When it comes to low back pain, physicians generally advise exhausting nonsurgical options before resorting to surgery. But a new study shows that for degenerative spondylolisthesis with spinal stenosis, surgery provides significantly better results than nonsurgical alternatives. The study, published in the May 31 issue of the New England Journal of Medicine, is the second in a series reporting findings of the Spine Patients Outcomes Research Trial (SPORT), a five-year, multicenter study supported by the National Institute of Arthritis and Musculoskeletal and Skin Diseases (NIAMS), a part of the National Institutes of Health.
Degenerative spondylolisthesis is a condition in which breakdown of the cartilage between the vertebrae of the spine causes one vertebra to slip over the one below. This can result in narrowing of the spinal column (spinal stenosis), which can put pressure on the nerves, resulting in pain in the buttocks or legs with walking or standing. The condition generally occurs after age 50 and it affects six times as many women as men.
The management of degenerative spondylolisthesis with spinal stenosis is controversial, says James N. Weinstein, D.O., M.Sc., lead author and chairman of the Departments of Orthopaedics at Dartmouth-Hitchcock Medical Center and Dartmouth Medical School. Surgery is widely used, but its effectiveness in comparison with nonsurgical treatment had not been demonstrated in controlled clinical trials. The purpose of this arm of the SPORT trial was to make that comparison.

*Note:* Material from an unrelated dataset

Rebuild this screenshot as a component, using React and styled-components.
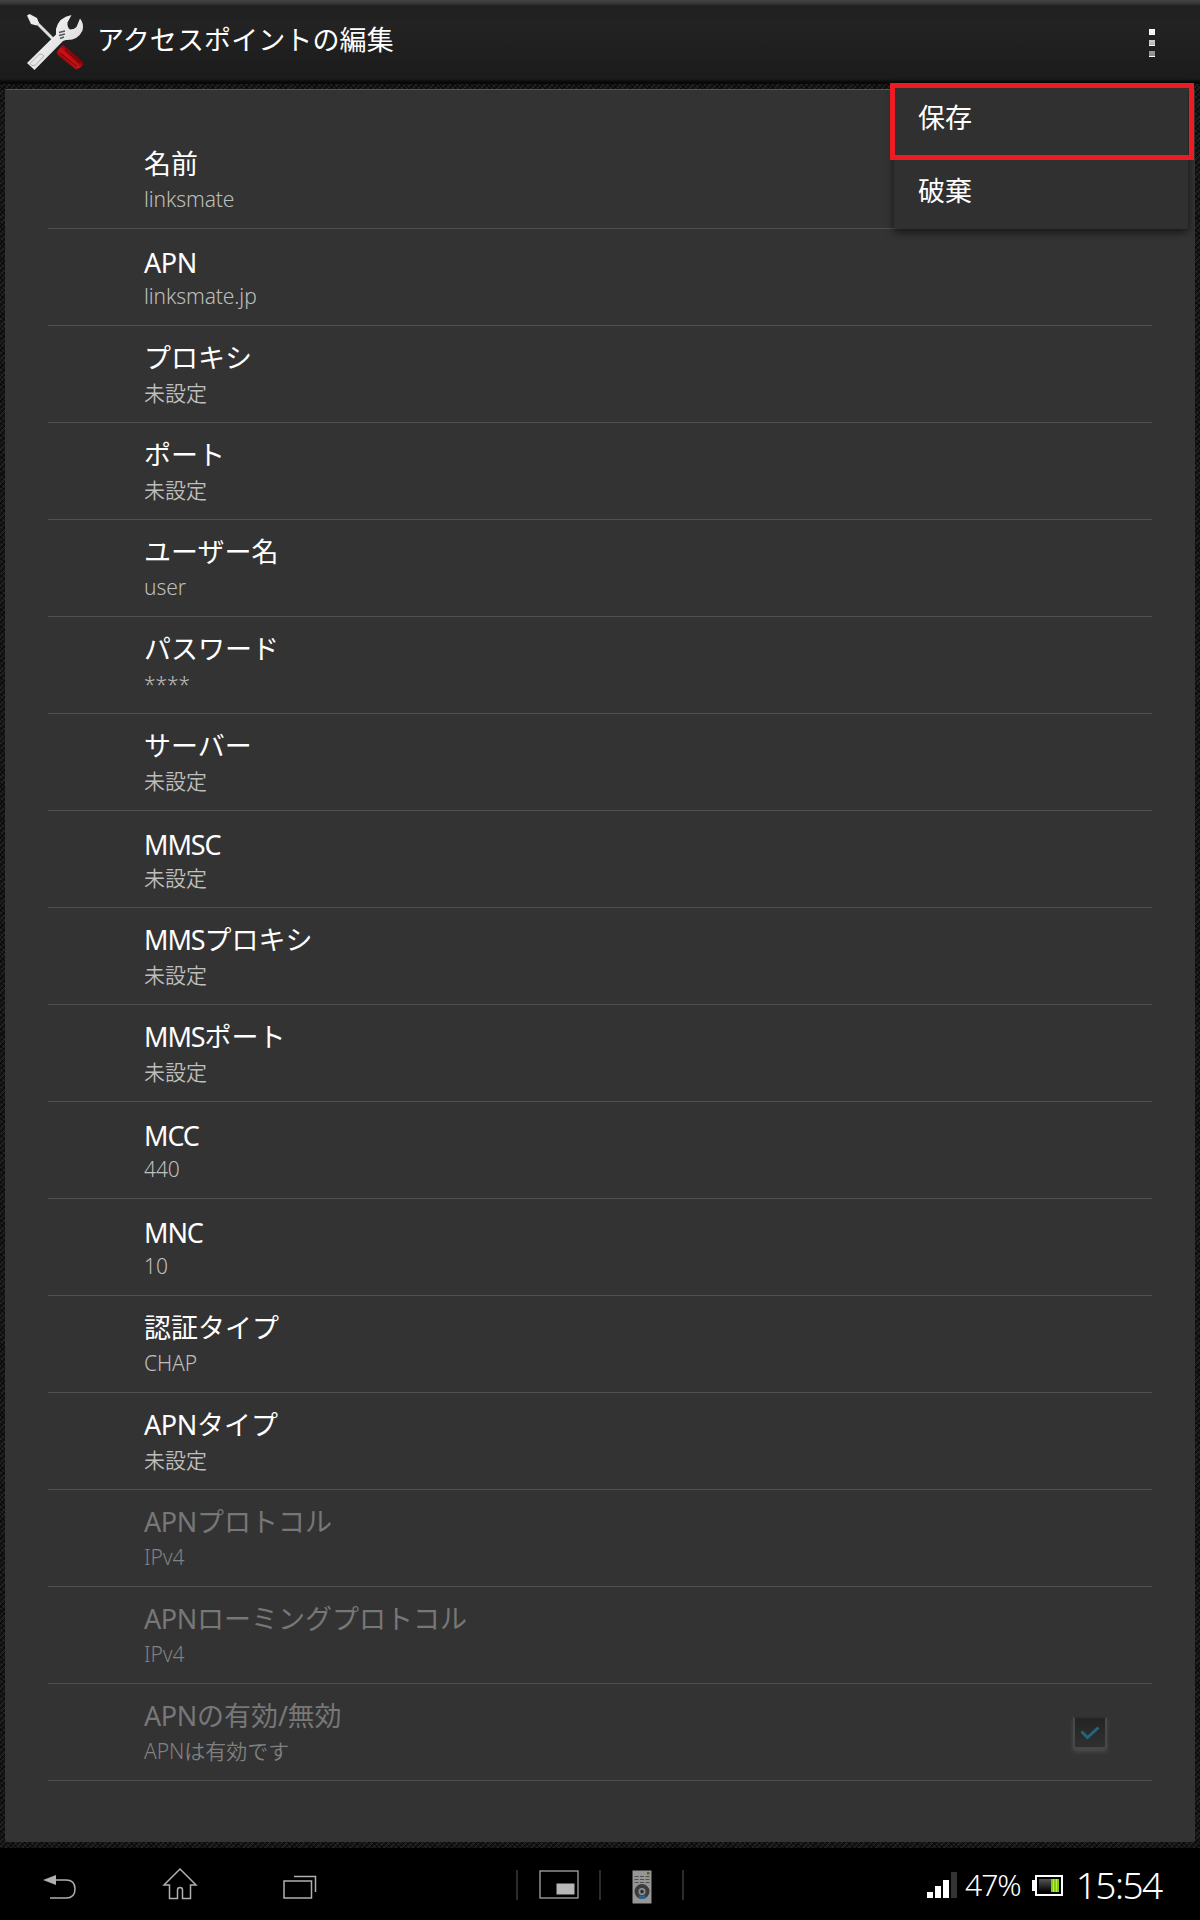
import React from 'react'
import styled, { createGlobalStyle } from 'styled-components'

const GlobalStyle = createGlobalStyle`
  * {
    box-sizing: border-box;
  }
  body {
    margin: 0;
    background: #000;
    font-family: "Noto Sans", "Noto Sans CJK JP", sans-serif;
  }
`

const settings = [
  { title: '名前', value: 'linksmate' },
  { title: 'APN', value: 'linksmate.jp' },
  { title: 'プロキシ', value: '未設定' },
  { title: 'ポート', value: '未設定' },
  { title: 'ユーザー名', value: 'user' },
  { title: 'パスワード', value: '****' },
  { title: 'サーバー', value: '未設定' },
  { title: 'MMSC', value: '未設定' },
  { title: 'MMSプロキシ', value: '未設定' },
  { title: 'MMSポート', value: '未設定' },
  { title: 'MCC', value: '440' },
  { title: 'MNC', value: '10' },
  { title: '認証タイプ', value: 'CHAP' },
  { title: 'APNタイプ', value: '未設定' },
  { title: 'APNプロトコル', value: 'IPv4', disabled: true },
  { title: 'APNローミングプロトコル', value: 'IPv4', disabled: true },
  { title: 'APNの有効/無効', value: 'APNは有効です', disabled: true, checked: true },
]

const isLatin = text => /^[\x20-\x7e]+$/.test(text)

const Runs = ({ text, spacing }) =>
  text.split(/([\x20-\x7e]+)/).filter(Boolean).map((run, key) => (
    isLatin(run) ? <Latin key={key} $spacing={spacing}>{run}</Latin> : run
  ))

const ToolsIcon = () => (
  <svg width="60" height="60" viewBox="0 0 60 60">
    <defs>
      <linearGradient id="steel" x1="0" y1="0" x2="1" y2="1">
        <stop offset="0" stopColor="#fff" />
        <stop offset="1" stopColor="#d0d0d0" />
      </linearGradient>
      <linearGradient id="handle" gradientUnits="userSpaceOnUse" x1="39" y1="50" x2="49" y2="40">
        <stop offset="0" stopColor="#8d0508" />
        <stop offset=".5" stopColor="#d01216" />
        <stop offset="1" stopColor="#6c0406" />
      </linearGradient>
    </defs>
    <path d="M12 10l17 17" stroke="#dedede" strokeWidth="3" />
    <path d="M2 2.500L4.500 1 12 5l2 5-2.500 2.500L6 11z" fill="#ececec" />
    <path d="M31.500 39l6.500-7.500L57 47.500q2.500 3 0 5.500-2.500 3-6 3.500L32.500 42z" fill="url(#handle)" />
    <path d="M36 40.500l16 13M40 37l15 13" stroke="#5c0306" strokeWidth=".9" />
    <path d="M2 50l29-28.500V16Q34 4 46.500 2L42.500 9.500q-.5 4.500 2.500 7 4 0 6.500-2.500L55 5.500q4.500 5.500 2.500 12Q53 27.500 41 27L38 28 9.500 57z" fill="url(#steel)" />
    <path d="M5 50.500l9-9q3-1.500 5 1.500l-9 9.500q-4 1-5-2z" fill="none" stroke="#a8a8a8" strokeWidth=".9" />
    <path d="M34 19.500l6-1.500M34 22.500l6-1.500M35 25.500l4-1.500" stroke="#555" strokeWidth="1.500" />
  </svg>
)

const BackIcon = () => (
  <svg width="36" height="28" viewBox="0 0 36 28" fill="none" stroke="#b0b0b0" strokeWidth="1.5">
    <path d="M1 7l13-5v10z" fill="#b0b0b0" stroke="none" />
    <path d="M13 7h11q9 0 9 9 0 9-9 9H8" />
  </svg>
)

const HomeIcon = () => (
  <svg width="36" height="34" viewBox="0 0 36 34" fill="none" stroke="#b0b0b0" strokeWidth="1.5">
    <path d="M18 2l16 16h-5.500v13.500h-8V23q0-2.500-2.500-2.500t-2.500 2.500v8.500h-8V18H2z" />
  </svg>
)

const RecentIcon = () => (
  <svg width="36" height="28" viewBox="0 0 36 28" fill="none" stroke="#b0b0b0" strokeWidth="1.5">
    <path d="M2 8h27.500v17H2zM12 3.500h21.500V19" />
  </svg>
)

const SmallAppIcon = () => (
  <svg width="40" height="29" viewBox="0 0 40 29">
    <rect x="1" y="1" width="38" height="27" fill="none" stroke="#a6a6a6" strokeWidth="1.300" />
    <rect x="17.500" y="13.500" width="18" height="11" fill="#b8b8b8" />
  </svg>
)

const RemoteIcon = () => (
  <svg width="20" height="34" viewBox="0 0 20 34">
    <rect width="19" height="33" x=".5" y=".5" fill="#969696" />
    <rect x="15" y="2" width="2.500" height="2.500" fill="#3f6d28" />
    <path d="M2.500 6.500h15M2.500 9.500h15M2.500 12.500h15" stroke="#505050" strokeDasharray="4 1.500" />
    <circle cx="10" cy="21.500" r="5.500" fill="none" stroke="#3c3c3c" strokeWidth="4" />
    <path d="M7 25.500h7l-1 3q-3 1-6 0z" fill="#2f6290" />
    <circle cx="10" cy="21.500" r="2.500" fill="#777" />
    <circle cx="10" cy="21.500" r="1.500" fill="#222" />
  </svg>
)

const SignalIcon = () => (
  <svg width="30" height="26" viewBox="0 0 30 26" fill="#fff">
    <path d="M0 20h6v6H0zM8 14h6v12H8zM16 8h6v18h-6z" />
    <path d="M24 0h6v26h-6z" fill="#333" />
  </svg>
)

const BatteryIcon = () => (
  <svg width="31" height="21" viewBox="0 0 31 21">
    <defs>
      <linearGradient id="empty" x1="0" y1="0" x2="0" y2="1">
        <stop offset="0" stopColor="#555" />
        <stop offset="1" stopColor="#000" />
      </linearGradient>
    </defs>
    <path d="M0 5h3v11H0z" fill="#fff" />
    <rect x="4" y="1" width="26" height="19" fill="#000" stroke="#fff" strokeWidth="2" />
    <rect x="7" y="4" width="12" height="13" fill="url(#empty)" />
    <rect x="19" y="4" width="8" height="13" fill="#85cb12" />
    <path d="M21.500 4v13M24.500 4v13" stroke="#b1ef49" />
  </svg>
)

const App = () => {
  return (
    <Screen>
      <GlobalStyle />
      <ActionBar>
        <ToolsIcon />
        <BarTitle>アクセスポイントの編集</BarTitle>
        <Overflow>
          <Dot $from="#fff" $to="#eee" />
          <Dot $from="#ccc" $to="#b4b4b4" />
          <Dot $from="#9a9a9a" $to="#8a8a8a" />
        </Overflow>
      </ActionBar>

      <Backdrop>
        <Panel>
          {settings.map(({ title, value, disabled, checked }) => (
            <Row key={title} $disabled={disabled}>
              <div>
                <Title $latin={isLatin(title)}>
                  <Runs text={title} spacing={title.startsWith('M') ? '-.04em' : '-.015em'} />
                </Title>
                <Value><Runs text={value} spacing="-.005em" /></Value>
              </div>
              {checked && (
                <Checkbox>
                  <svg width="20" height="14" viewBox="0 0 20 14" fill="none" stroke="#20687f" strokeWidth="2.800">
                    <path d="M1.500 5.500l6 6L18.500 1.500" />
                  </svg>
                </Checkbox>
              )}
            </Row>
          ))}
        </Panel>
      </Backdrop>

      <Menu>
        <MenuItem>保存</MenuItem>
        <MenuItem>破棄</MenuItem>
        <Highlight />
      </Menu>

      <NavBar>
        <NavButtons>
          <BackIcon />
          <HomeIcon />
          <RecentIcon />
        </NavButtons>
        <SmallApps>
          <AppSlot><SmallAppIcon /></AppSlot>
          <AppSlot><RemoteIcon /></AppSlot>
        </SmallApps>
        <Status>
          <SignalIcon />
          <Percent>47%</Percent>
          <BatteryIcon />
          <Clock>15:54</Clock>
        </Status>
      </NavBar>
    </Screen>
  )
}

const Screen = styled.div`
  position: relative;
  display: flex;
  flex-direction: column;
  width: 1200px;
  height: 1920px;
  overflow: hidden;
`

const ActionBar = styled.header`
  display: flex;
  align-items: flex-start;
  height: 84px;
  padding: 13px 45px 0 25px;
  background: linear-gradient(#444 0, #383838 3px, #202020 6px, #232323 24px, #1b1b1b 79px, #080808 82px, #080808 84px);
`

const BarTitle = styled.h1`
  margin: 0 auto 0 12px;
  color: #fff;
  font-size: 27px;
  font-weight: 400;
  line-height: 54px;
  letter-spacing: .1px;
`

const Overflow = styled.div`
  display: grid;
  gap: 5px;
  margin-top: 16px;
`

const Dot = styled.span`
  width: 6px;
  height: 6px;
  background: linear-gradient(${({ $from }) => $from}, ${({ $to }) => $to} 5px, #fff 5px);
`

const Backdrop = styled.main`
  height: 1764px;
  padding: 5px 5px 6px;
  background:
    repeating-linear-gradient(45deg, rgba(0, 0, 0, .5) 0 1px, transparent 1px 3px),
    repeating-linear-gradient(-45deg, #222 0 2px, #121212 2px 4px);
`

const Panel = styled.section`
  height: 1753px;
  padding: 42px 43px 0;
  background: #333;
  border-top: 1px solid #565656;
  border-radius: 2px;
`

const Row = styled.div`
  display: flex;
  justify-content: space-between;
  height: 97px;
  padding: 12px 45px 0 96px;
  color: ${({ $disabled }) => $disabled ? '#777' : '#fff'};
  border-bottom: 1px solid #505050;

  p:last-child {
    color: ${({ $disabled }) => $disabled ? '#808080' : '#bebebe'};
  }
`

const Latin = styled.span`
  letter-spacing: ${({ $spacing }) => $spacing};
`

const Title = styled.p`
  margin: 0;
  padding-top: ${({ $latin }) => $latin ? 2 : 0}px;
  height: 41px;
  font-size: 27px;
  line-height: 40px;
`

const Value = styled.p`
  margin: 0;
  height: 30px;
  font-size: 21px;
  font-weight: 350;
  line-height: 28px;
`

const Checkbox = styled.span`
  display: grid;
  place-items: center;
  width: 34px;
  height: 33px;
  margin-top: 20px;
  background: linear-gradient(#242424, #303030);
  border: 2px solid #484848;
  border-top-color: #303030;
  border-radius: 2px;
  box-shadow: 0 3px 4px rgba(255, 255, 255, .12);
`

const Menu = styled.div`
  position: absolute;
  top: 84px;
  left: 894px;
  width: 294px;
  height: 145px;
  background: #303030;
  border-radius: 0 0 2px 2px;
  box-shadow: 0 3px 8px rgba(0, 0, 0, .6);
`

const MenuItem = styled.div`
  height: 73px;
  padding-left: 24px;
  color: #fff;
  font-size: 27px;
  line-height: 68px;
`

const Highlight = styled.div`
  position: absolute;
  top: -1px;
  left: -4px;
  width: 304px;
  height: 77px;
  border: 5px solid #ed1c24;
`

const NavBar = styled.footer`
  display: grid;
  grid-template-columns: 516px 168px 516px;
  align-items: center;
  height: 72px;
  background: #000;
`

const NavButtons = styled.div`
  display: flex;
  gap: 84px;
  align-items: flex-end;
  padding-left: 42px;
`

const SmallApps = styled.div`
  display: grid;
  grid-template-columns: 85px 83px;
  padding-top: 1px;
`

const AppSlot = styled.div`
  display: grid;
  place-items: center;
  height: 30px;
  border-right: 2px solid #2b2b2b;

  &:first-child {
    border-left: 2px solid #2b2b2b;
  }
`

const Status = styled.div`
  display: flex;
  align-items: center;
  padding: 2px 0 0 243px;
  color: #fff;
  white-space: nowrap;
`

const Percent = styled.span`
  margin: 0 11px 0 8px;
  font-size: 30px;
  font-weight: 300;
  line-height: 36px;
  letter-spacing: -1px;
`

const Clock = styled.span`
  margin-left: 13px;
  font-size: 37px;
  font-weight: 350;
  line-height: 46px;
  letter-spacing: -1.500px;
`

export default App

SPORT followed 601 patients diagnosed with degenerative spondylolisthesis and symptomatic spinal stenosis. Of those, 372 received a surgery called decompressive laminectomy, which involved removing bone and soft tissue to relieve pressure on the nerves. The remaining 235 pursued nonoperative treatments such as physical therapy, steroid injections and analgesic medications. Two years after enrollment in the trial, patients in the nonoperative groups reported modest improvement in their condition; however, patients who had the surgery reported significantly reduced pain and improved function. Furthermore, for the surgery group, relief from symptoms came quickly; some reported significant improvement as early as six weeks after the procedure.
"The SPORT study was undertaken with one purpose in mind: to give physicians and patients solid information that would allow them to make informed choices when faced with a decision of how to treat their back condition," says Dr. Weinstein. "As a surgeon, it's very important to me that I have evidence that I can share with my patients as they are trying to decide how to proceed with treatment. Up until now, we suspected surgery produced better results, but we had little objective data to support that. With the results of this study, we can now discuss much more fully the surgical and nonsurgical options available to our patients so that they can make an informed choice."
The study initially intended to randomize patients into either a surgical or nonsurgical group and then observe and compare the results of the two groups. Unfortunately, a comparison of the two groups wasn't as easy as hoped. The researchers found that 40 percent of patients crossed over from the group into which they were randomized. That is, members of the nonoperative group chose to have surgery and members of the surgical group decided to forgo surgery for nonsurgical treatments. For that reason, the researchers compared groups based on the treatment they actually received instead of the treatment group to which they were assigned. Because the scientists were also studying similar patients who wanted to select which treatment they would receive (instead of being randomly assigned to a surgical or nonsurgical option), they were able to pool results from both studies, essentially creating a more powerful osbservational study at the expense of information gained from the statistically rigorous study design originally planned.